Trotz dieser antizyklonalen Umgebung gestaltet sich der Wetterablauf in
Deutschland nicht störungsfrei. Schuld daran ist in erster Linie ein
Kaltlufttropfen (KLT) über Böhmen, der sich im Laufe der Nacht südsüdwestwärts
über Oberbayern und Nordtirol nach Südtirol verlagert (in 500 hPa). Innerhalb
der labil geschichteten Luftmasse in seinem Einflussbereich (-22 bis -26 Grad in
500 hPa) haben sich von der Lausitz bis nach Südbayern Schauer und auch einzelne
Gewitter entwickelt, die im Laufe der Nacht mit Stabilisierung der Grundschicht
und mit Abzug des KLT wieder abklingen. Lediglich im Alpenraum - dort ist eine
schwache Staukomponente wirksam - fällt bis in die Frühstunden noch gebietsweise
etwas Regen. Ein weiterer kurzwelliger Randtrog zieht von der südlichen Nordsee
über Benelux nach Zentralfrankreich, beeinflusst das Wetter hierzulande aber
höchstens in Form lockerer hoher/mittelhoher Wolkenfelder über dem Westen des
Landes.
Während es im Südosten auch nach Abzug des KLT noch bewölkt bleibt, zeigt sich
der Himmel ansonsten in weiten Teilen des Landes gering bewölkt, teils auch
klar. Im Einflussbereich der eingeströmten, ehemals maritimen Polarluft (T850
hPa um 2 Grad) kühlt es wieder deutlich ab auf etwa 9 bis 1 Grad, in ungünstigen
Lagen gibt es Bodenfrost, in den typischen Kältelöchern eventuell auch Frost in
2 m Höhe.
Da sich der ins Vorhersagegebiet gerichtete Hochkeil noch etwas verstärkt,
verschärft sich der Druckgradient im Südwesten des Landes und der Wind frischt
aus Ost bis Nordost auf. Das macht sich zwar nicht innerhalb der stabilen
Grundschicht bemerkbar, aber oberhalb davon und vor allem im Hochschwarzwald
kann es steife bis stürmische Böen (Bft 7 bis 8), bei lokalen Low Level Jets
eventuell auch Sturmböen (Bft 9) geben.

Freitag ... zieht der KLT weiter nach Mittelitalien und wird vom
Höhentiefkomplex über Osteuropa (Drehzentrum über der Nordukraine) wieder
"eingefangen". Das Höhentief selbst weitet seinen Einfluss zögerlich etwas nach
Westen aus und an dessen Nordwestflanke wird ein flacher kurzwelliger Troganteil
von Norden her zum Abend hin nach Norddeutschland geführt. Dieser ist zwar in
den Advektionsfeldern (PVA, IPV) schwach auszumachen, erweist sich allerdings
aufgrund kompensierender KLA als nicht wetterwirksam. Insgesamt nimmt das
Geopotenzialfeld über Mitteleuropa dadurch aber eine leicht zyklonale Kontur an,
der Höhenrücken weiter westnordwestlich wird etwas abgedrängt.

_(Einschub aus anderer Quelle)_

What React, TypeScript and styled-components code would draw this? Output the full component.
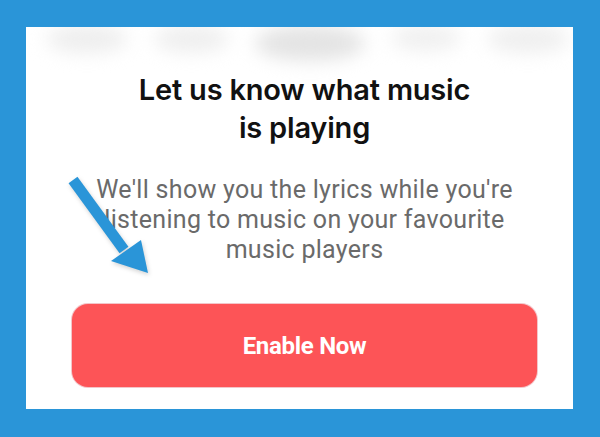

Auch das korrespondierende Bodenhoch verlagert seinen Schwerpunkt dadurch ein
wenig nach Norden, Richtung Norwegische See. Im Vorhersagegebiet setzt leichter
Druckfall ein, der dorthin gerichtete Hochkeil bleibt aber erhalten und somit
auch der Gradient vor allem im Südwesten scharf ausgeprägt. Mit der
tagesgangbedingten Durchmischung der Grundschicht nimmt der Wind auf den Gipfeln
des Schwarzwaldes etwas ab, in den Niederungen dagegen zu. Von Oberschwaben über
den Bodensee bis ins Schweizer Mittelland, aber auch südlich des Schwarzwaldes
kann es auch in den Niederungen einzelne steife Böen (Bft 7) aus Ost bis Nordost
geben ("Bise"), auf exponierten Gipfeln des Südschwarzwaldes sind stürmische
Böen (Bft 8) möglich.
Die höhenkälteste Luftmasse befindet sich nach wie vor im Südosten des Landes
(um -20 Grad in 500 hPa, eventuell etwas darunter), mit der "Aufheizung" im
Tagesgang (Diabasie) labilisiert die Luftmasse dort bis in etwa 600 hPa oder
knapp darüber. Dynamischer Hebungsantrieb ist so gut wie keiner mehr vorhanden,
dennoch könnte es mit Unterstützung durch die Orographie für einzelne Schauer,
ausgehend von den ostbayerischen Mittelgebirgen bzw. den Alpen, reichen. Zwar
wird auch etwas Cape (100 bis 300 J/kg) simuliert, ob das alles für Gewitter
reicht, ist aber fraglich (C-D2 hat noch einige wenige auf der Agenda).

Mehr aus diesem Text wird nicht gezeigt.